◆ **Objective**: Output exactly the lines that run from the line containing "Output the component" through the line containing "з наступних причин:</p>", with both ends included.

◆ **Source records**:
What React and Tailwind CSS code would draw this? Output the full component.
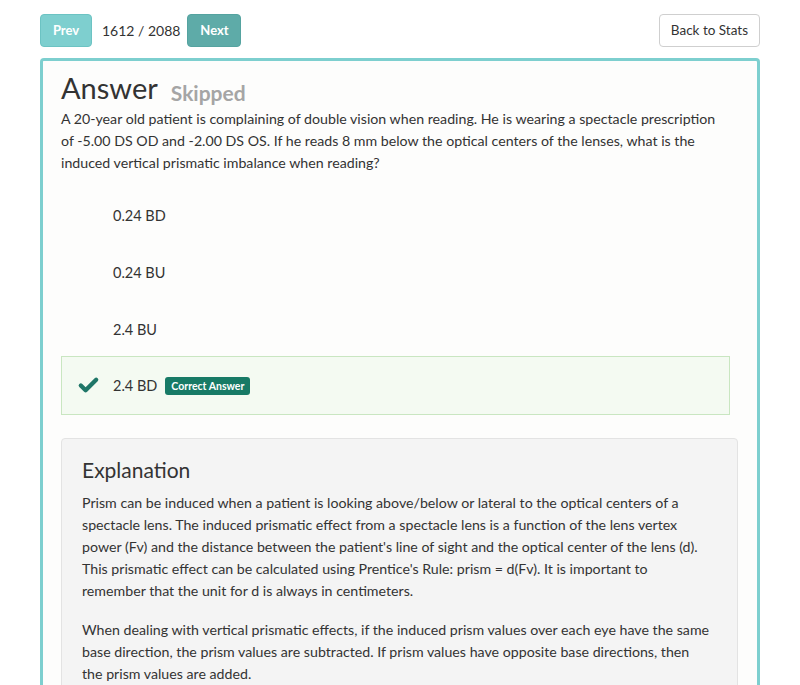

---

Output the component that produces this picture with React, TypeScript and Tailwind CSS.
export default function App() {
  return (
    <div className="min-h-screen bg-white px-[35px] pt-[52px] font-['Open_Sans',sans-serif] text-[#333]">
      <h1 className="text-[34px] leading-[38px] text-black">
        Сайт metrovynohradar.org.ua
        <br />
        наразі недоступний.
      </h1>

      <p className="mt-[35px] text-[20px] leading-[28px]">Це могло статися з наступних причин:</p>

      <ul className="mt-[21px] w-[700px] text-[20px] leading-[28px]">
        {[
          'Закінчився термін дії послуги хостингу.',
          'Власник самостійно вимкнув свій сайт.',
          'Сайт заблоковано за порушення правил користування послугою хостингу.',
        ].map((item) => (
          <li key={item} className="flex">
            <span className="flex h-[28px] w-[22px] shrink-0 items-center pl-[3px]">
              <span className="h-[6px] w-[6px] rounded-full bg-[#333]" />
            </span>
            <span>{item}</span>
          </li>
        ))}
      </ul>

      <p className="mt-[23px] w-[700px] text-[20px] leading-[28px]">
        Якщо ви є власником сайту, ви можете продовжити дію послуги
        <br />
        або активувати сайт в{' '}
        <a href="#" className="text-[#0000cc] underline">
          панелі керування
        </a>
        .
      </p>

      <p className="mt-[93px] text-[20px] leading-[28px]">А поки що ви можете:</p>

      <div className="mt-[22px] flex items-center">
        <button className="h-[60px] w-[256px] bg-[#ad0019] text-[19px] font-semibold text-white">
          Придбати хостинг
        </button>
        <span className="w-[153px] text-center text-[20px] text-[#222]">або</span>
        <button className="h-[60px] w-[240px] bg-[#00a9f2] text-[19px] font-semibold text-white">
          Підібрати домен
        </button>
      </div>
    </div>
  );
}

◆ **Reply**:
Output the component that produces this picture with React, TypeScript and Tailwind CSS.
export default function App() {
  return (
    <div className="min-h-screen bg-white px-[35px] pt-[52px] font-['Open_Sans',sans-serif] text-[#333]">
      <h1 className="text-[34px] leading-[38px] text-black">
        Сайт metrovynohradar.org.ua
        <br />
        наразі недоступний.
      </h1>

      <p className="mt-[35px] text-[20px] leading-[28px]">Це могло статися з наступних причин:</p>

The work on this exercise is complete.